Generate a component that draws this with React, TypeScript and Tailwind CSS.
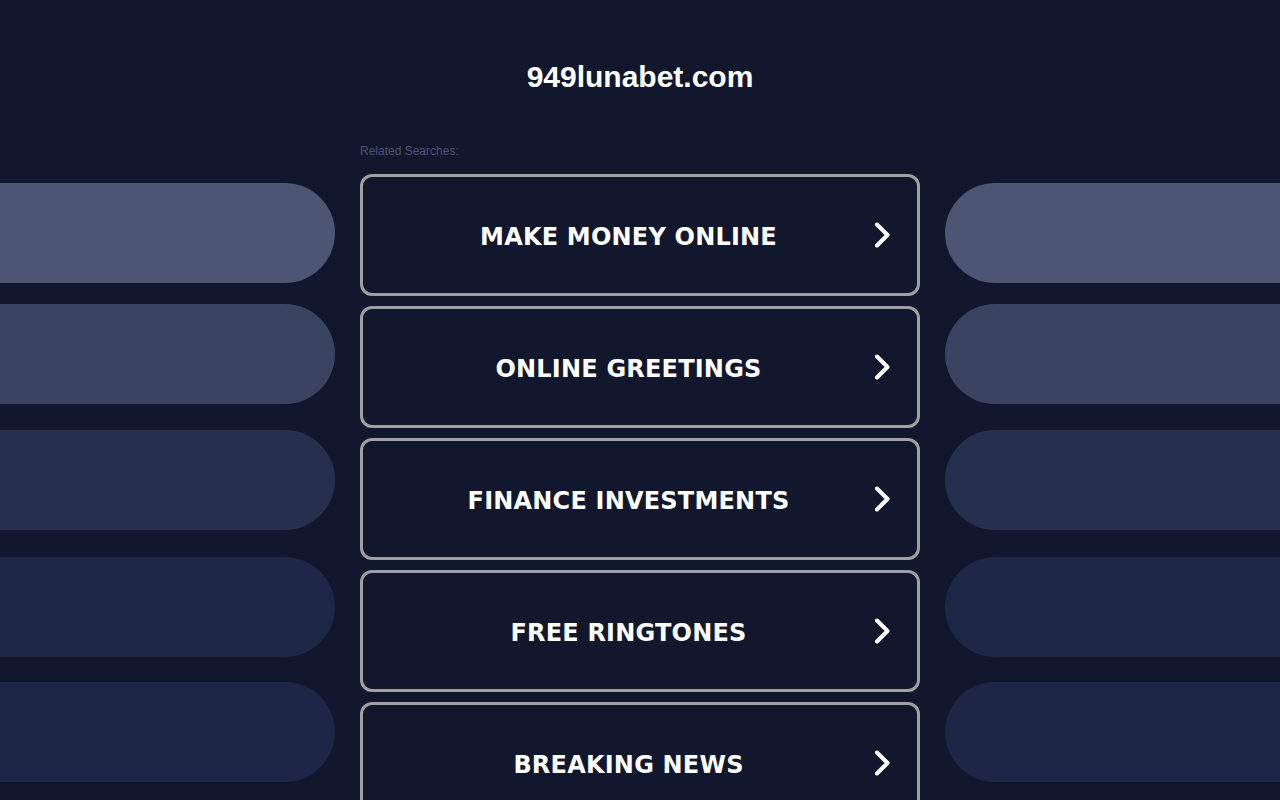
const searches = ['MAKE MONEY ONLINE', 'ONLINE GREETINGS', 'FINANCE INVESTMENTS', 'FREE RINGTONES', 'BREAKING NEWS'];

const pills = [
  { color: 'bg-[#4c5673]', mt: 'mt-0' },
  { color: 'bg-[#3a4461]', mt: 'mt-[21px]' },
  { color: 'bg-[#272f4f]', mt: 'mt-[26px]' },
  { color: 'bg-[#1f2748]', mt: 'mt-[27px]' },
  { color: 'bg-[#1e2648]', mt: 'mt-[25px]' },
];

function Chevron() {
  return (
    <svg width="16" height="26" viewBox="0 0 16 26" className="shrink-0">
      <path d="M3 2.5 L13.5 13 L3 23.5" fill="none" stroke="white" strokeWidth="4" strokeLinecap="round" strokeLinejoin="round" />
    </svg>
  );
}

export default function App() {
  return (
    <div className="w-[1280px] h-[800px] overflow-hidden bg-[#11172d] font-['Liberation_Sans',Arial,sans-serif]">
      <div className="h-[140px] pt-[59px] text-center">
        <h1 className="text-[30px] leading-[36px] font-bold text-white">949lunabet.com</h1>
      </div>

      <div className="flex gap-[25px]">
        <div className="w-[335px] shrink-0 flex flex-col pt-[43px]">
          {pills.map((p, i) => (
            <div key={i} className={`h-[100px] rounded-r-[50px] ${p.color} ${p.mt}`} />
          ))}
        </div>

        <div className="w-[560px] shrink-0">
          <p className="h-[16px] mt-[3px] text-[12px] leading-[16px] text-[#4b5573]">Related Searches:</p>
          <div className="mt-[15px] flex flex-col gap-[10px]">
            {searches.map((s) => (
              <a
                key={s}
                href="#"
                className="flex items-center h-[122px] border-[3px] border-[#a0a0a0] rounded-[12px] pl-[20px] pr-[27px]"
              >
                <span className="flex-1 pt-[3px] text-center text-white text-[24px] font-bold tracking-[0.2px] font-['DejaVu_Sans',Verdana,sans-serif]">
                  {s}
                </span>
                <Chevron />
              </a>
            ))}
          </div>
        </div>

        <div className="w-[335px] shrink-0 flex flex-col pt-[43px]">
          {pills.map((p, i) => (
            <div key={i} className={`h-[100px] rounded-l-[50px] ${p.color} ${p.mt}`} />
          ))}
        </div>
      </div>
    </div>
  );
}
* * *
#### Objective:
Reproduce all of the material exactly, apart from the pictures.

#### Written answer:
Generate a component that draws this with React, TypeScript and Tailwind CSS.
const searches = ['MAKE MONEY ONLINE', 'ONLINE GREETINGS', 'FINANCE INVESTMENTS', 'FREE RINGTONES', 'BREAKING NEWS'];

const pills = [
  { color: 'bg-[#4c5673]', mt: 'mt-0' },
  { color: 'bg-[#3a4461]', mt: 'mt-[21px]' },
  { color: 'bg-[#272f4f]', mt: 'mt-[26px]' },
  { color: 'bg-[#1f2748]', mt: 'mt-[27px]' },
  { color: 'bg-[#1e2648]', mt: 'mt-[25px]' },
];

function Chevron() {
  return (
    <svg width="16" height="26" viewBox="0 0 16 26" className="shrink-0">
      <path d="M3 2.5 L13.5 13 L3 23.5" fill="none" stroke="white" strokeWidth="4" strokeLinecap="round" strokeLinejoin="round" />
    </svg>
  );
}

export default function App() {
  return (
    <div className="w-[1280px] h-[800px] overflow-hidden bg-[#11172d] font-['Liberation_Sans',Arial,sans-serif]">
      <div className="h-[140px] pt-[59px] text-center">
        <h1 className="text-[30px] leading-[36px] font-bold text-white">949lunabet.com</h1>
      </div>

      <div className="flex gap-[25px]">
        <div className="w-[335px] shrink-0 flex flex-col pt-[43px]">
          {pills.map((p, i) => (
            <div key={i} className={`h-[100px] rounded-r-[50px] ${p.color} ${p.mt}`} />
          ))}
        </div>

        <div className="w-[560px] shrink-0">
          <p className="h-[16px] mt-[3px] text-[12px] leading-[16px] text-[#4b5573]">Related Searches:</p>
          <div className="mt-[15px] flex flex-col gap-[10px]">
            {searches.map((s) => (
              <a
                key={s}
                href="#"
                className="flex items-center h-[122px] border-[3px] border-[#a0a0a0] rounded-[12px] pl-[20px] pr-[27px]"
              >
                <span className="flex-1 pt-[3px] text-center text-white text-[24px] font-bold tracking-[0.2px] font-['DejaVu_Sans',Verdana,sans-serif]">
                  {s}
                </span>
                <Chevron />
              </a>
            ))}
          </div>
        </div>

        <div className="w-[335px] shrink-0 flex flex-col pt-[43px]">
          {pills.map((p, i) => (
            <div key={i} className={`h-[100px] rounded-l-[50px] ${p.color} ${p.mt}`} />
          ))}
        </div>
      </div>
    </div>
  );
}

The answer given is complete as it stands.